[2019-07-17] Prof. Chang-Tien Lu (呂昌田教授), Virginia Tech, "Spatiotemporal Event Forecasting in Social Media"

Poster:Post date:2019-06-20
Title: Spatiotemporal Event Forecasting in Social Media
Date: 2019-07-17 2:20pm-3:30pm
Location: R210, CSIE
Speaker: Prof. Chang-Tien Lu (呂昌田教授), Virginia Tech
Hosted by: Prof. Shou-De Lin
Social media has become a popular data source as a surrogate for monitoring and detecting events. Analyzing social media (e.g., tweets) to reveal event information requires sophisticated techniques. Tweets are written in unstructured language and often contain typos, non-standard acronyms, and spam. In addition to the textual content, Twitter data form a heterogeneous information network where users, tweets, and hashtags have mutual relationships.
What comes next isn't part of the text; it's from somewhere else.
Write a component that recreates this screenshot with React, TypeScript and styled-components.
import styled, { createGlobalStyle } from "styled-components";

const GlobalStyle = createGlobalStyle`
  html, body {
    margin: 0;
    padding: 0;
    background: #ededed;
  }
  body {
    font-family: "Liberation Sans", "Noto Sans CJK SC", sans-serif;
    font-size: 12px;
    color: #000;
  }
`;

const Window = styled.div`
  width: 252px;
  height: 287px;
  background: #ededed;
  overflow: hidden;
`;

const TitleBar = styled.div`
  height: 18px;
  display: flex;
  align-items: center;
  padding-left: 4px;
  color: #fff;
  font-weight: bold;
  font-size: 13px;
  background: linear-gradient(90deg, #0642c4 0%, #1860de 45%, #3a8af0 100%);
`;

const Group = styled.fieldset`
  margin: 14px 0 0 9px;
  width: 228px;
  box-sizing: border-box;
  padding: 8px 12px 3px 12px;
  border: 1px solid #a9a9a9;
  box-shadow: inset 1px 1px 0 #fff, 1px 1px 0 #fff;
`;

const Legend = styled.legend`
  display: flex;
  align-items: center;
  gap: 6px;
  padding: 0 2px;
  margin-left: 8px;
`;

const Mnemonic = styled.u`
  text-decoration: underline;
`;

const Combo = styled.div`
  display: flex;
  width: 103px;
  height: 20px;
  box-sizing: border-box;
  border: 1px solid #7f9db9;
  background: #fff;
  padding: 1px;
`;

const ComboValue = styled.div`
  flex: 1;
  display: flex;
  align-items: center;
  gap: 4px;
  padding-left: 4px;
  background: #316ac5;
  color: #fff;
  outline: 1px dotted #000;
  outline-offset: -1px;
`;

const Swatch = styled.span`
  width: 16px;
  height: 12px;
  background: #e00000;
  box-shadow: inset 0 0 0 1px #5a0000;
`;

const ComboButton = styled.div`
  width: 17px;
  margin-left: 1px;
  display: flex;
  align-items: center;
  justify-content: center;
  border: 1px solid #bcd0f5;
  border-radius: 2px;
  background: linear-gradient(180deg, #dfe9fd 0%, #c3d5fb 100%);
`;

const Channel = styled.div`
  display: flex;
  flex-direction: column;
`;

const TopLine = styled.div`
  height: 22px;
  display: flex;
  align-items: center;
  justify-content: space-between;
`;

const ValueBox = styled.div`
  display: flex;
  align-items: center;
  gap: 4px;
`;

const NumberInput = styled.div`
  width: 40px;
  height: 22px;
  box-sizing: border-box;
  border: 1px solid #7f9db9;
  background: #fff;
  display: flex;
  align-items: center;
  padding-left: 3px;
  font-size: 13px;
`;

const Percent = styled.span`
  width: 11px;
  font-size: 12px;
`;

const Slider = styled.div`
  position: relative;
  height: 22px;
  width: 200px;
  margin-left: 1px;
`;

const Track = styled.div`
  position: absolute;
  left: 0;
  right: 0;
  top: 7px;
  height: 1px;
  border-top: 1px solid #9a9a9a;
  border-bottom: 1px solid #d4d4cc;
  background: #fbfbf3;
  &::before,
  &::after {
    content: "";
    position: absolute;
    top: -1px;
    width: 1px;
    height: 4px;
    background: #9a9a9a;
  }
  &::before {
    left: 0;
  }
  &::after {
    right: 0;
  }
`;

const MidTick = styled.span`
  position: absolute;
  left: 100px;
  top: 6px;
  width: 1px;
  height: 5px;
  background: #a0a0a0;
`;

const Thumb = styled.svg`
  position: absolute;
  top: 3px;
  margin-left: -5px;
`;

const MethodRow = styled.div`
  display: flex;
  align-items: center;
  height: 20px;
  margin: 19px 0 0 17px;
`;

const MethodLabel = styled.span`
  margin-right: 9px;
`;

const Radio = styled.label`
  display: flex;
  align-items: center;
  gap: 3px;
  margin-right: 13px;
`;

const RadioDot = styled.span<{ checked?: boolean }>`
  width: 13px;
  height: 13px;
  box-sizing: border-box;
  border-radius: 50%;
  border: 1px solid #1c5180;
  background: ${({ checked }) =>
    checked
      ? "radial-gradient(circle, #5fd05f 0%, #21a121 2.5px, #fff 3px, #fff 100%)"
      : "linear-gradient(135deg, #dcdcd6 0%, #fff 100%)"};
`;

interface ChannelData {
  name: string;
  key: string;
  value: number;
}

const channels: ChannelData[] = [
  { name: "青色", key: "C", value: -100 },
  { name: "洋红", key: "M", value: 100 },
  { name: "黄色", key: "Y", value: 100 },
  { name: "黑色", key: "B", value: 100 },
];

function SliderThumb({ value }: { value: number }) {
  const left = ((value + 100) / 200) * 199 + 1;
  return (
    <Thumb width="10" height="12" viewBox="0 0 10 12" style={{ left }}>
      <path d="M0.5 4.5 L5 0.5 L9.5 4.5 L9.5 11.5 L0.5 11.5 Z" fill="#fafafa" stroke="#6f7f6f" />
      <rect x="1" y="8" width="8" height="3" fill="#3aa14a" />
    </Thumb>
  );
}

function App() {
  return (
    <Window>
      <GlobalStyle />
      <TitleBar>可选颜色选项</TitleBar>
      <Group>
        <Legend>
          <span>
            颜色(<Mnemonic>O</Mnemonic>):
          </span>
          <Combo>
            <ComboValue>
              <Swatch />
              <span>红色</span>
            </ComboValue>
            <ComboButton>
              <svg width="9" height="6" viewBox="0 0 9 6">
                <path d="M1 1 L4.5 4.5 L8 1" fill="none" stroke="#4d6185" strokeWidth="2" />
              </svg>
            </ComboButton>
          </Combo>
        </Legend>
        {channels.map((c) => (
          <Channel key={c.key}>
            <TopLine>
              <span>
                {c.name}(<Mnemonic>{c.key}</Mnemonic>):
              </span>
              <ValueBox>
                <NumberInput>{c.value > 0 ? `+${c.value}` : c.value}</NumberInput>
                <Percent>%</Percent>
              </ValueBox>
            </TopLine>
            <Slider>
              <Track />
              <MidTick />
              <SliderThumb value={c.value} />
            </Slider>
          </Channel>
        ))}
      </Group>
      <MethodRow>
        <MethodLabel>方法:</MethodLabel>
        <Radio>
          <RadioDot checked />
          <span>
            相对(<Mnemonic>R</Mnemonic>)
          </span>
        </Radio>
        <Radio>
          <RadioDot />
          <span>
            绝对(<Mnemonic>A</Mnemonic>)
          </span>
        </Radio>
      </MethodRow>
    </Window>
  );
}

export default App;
These features pose technical challenges for designing event detection and forecasting methods. In this talk, I will present the design and implementation a fully automated forecasting system for significant societal events using open source data including tweets, blog posts, and news articles. I will describe the system architecture, individual models that leverage specific data sources, and a fusion engine that supports trading off specific evaluation criteria. I will also demonstrate its capability to forecast significant societal happenings.
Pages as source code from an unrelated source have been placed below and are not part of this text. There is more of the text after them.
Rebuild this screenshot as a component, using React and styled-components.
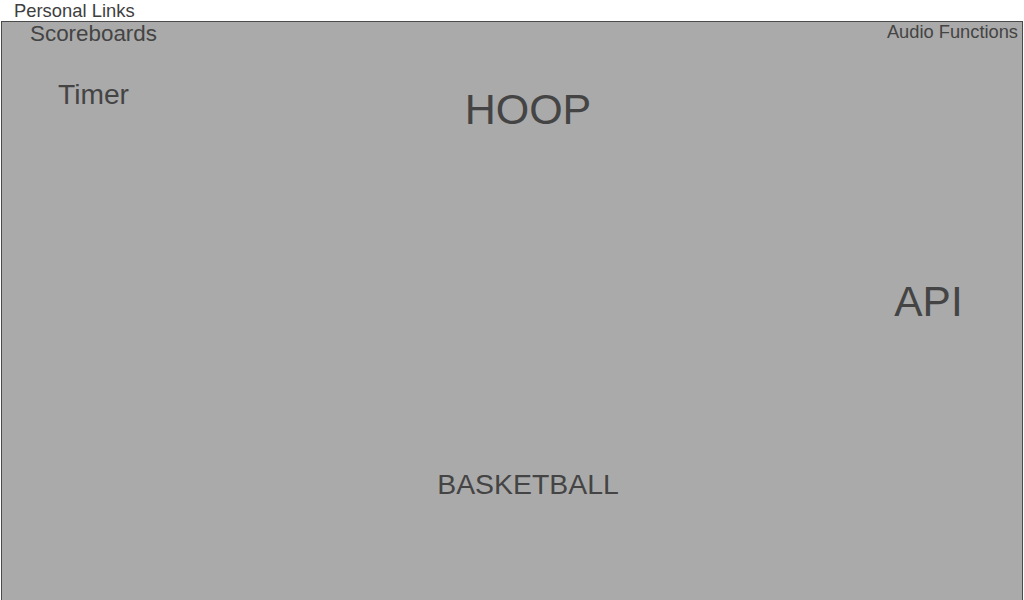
import React from "react";
import styled, { createGlobalStyle } from "styled-components";

const GlobalStyle = createGlobalStyle`
  html, body {
    margin: 0;
    padding: 0;
    overflow: hidden;
    background: #ffffff;
    font-family: "Liberation Sans", Arial, sans-serif;
  }
`;

const Page = styled.div`
  width: 1024px;
  height: 600px;
  display: flex;
  flex-direction: column;
`;

const TopLink = styled.div`
  font-size: 18.4px;
  color: #3e3e3e;
  padding-left: 14px;
  height: 21px;
  line-height: 21px;
  white-space: nowrap;
`;

const Panel = styled.div`
  margin-left: 1px;
  width: 1020px;
  height: 600px;
  background: #aaaaaa;
  border: 1px solid #4a4a4a;
  border-bottom: none;
  display: flex;
  flex-direction: column;
  color: #444444;
`;

const TopBar = styled.div`
  display: flex;
  justify-content: space-between;
  align-items: flex-start;
  padding: 0 4px 0 28px;
  margin-top: -1px;
`;

const Label = styled.div`
  font-size: ${(p) => p.size}px;
  line-height: normal;
  white-space: nowrap;
`;

const Stage = styled.div`
  display: grid;
  grid-template-columns: 200px 1fr 200px;
  grid-template-rows: 190px 191px auto;
  padding-left: 32px;
`;

const Timer = styled(Label)`
  grid-column: 1;
  grid-row: 1;
  margin: 31px 0 0 24px;
  justify-self: start;
`;

const Title = styled(Label)`
  grid-column: 2;
  grid-row: ${(p) => p.row};
  justify-self: center;
  align-self: start;
  margin-top: ${(p) => p.top}px;
`;

const Api = styled(Label)`
  grid-column: 3;
  grid-row: 2;
  justify-self: center;
  margin: ${(p) => p.top}px 0 0 13px;
`;

export default function App() {
  return (
    <>
      <GlobalStyle />
      <Page>
        <TopLink>Personal Links</TopLink>
        <Panel>
          <TopBar>
            <Label size={22.4}>Scoreboards</Label>
            <Label size={18.3}>Audio Functions</Label>
          </TopBar>
          <Stage>
            <Timer size={28.2}>Timer</Timer>
            <Title size={43} row={1} top={38}>
              HOOP
            </Title>
            <Api size={42.4} top={41}>
              API
            </Api>
            <Title size={28.4} row={3} top={40}>
              BASKETBALL
            </Title>
          </Stage>
        </Panel>
      </Page>
    </>
  );
}
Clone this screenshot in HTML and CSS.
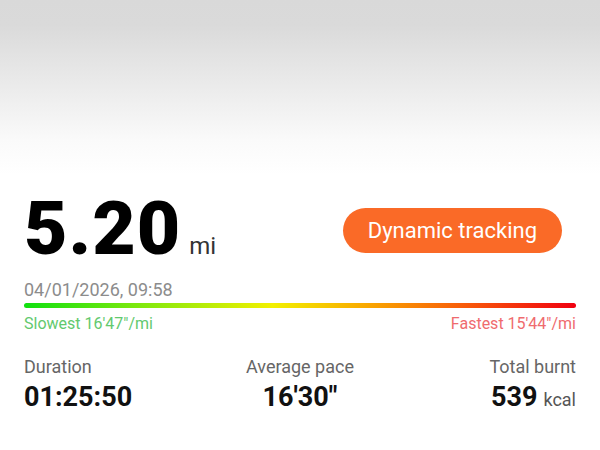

Chang-Tien Lu is a Professor and National Capital Region Program Director in the Department of Computer Science and Associate Director of the Discovery Analytics Center at Virginia Tech. He received his Ph.D. from the University of Minnesota at Twin Cities in 2001. Dr. Lu currently serves as Associate Editor of ACM Transactions on Spatial Algorithms and Systems, Data & Knowledge Engineering, and GeoInformatica. He has regularly served on the organization and program committees of conferences, including as Program Chair of the 18th IEEE International Conference on Tools with Artificial Intelligence in 2006, and General Chair of the 17th ACM SIGSPATIAL International Conference on Advances in Geographic Information Systems in 2009 and the International Symposium on Spatial and Temporal Databases in 2017. He also served as Secretary (2008-2011) and Vice Chair (2011-2014) of the ACM Special Interest Group on Spatial Information (ACM SIGSPATIAL). His research interests include spatial databases, data mining, urban computing, and intelligent transportation systems. He has published over 150 articles in top rated journals and conference proceedings. His research has been supported by NSF, NIH, DoD, IARPA, VDOT, and DCDOT. He is an ACM Distinguished Scientist and Virginia Tech College of Engineering faculty fellow.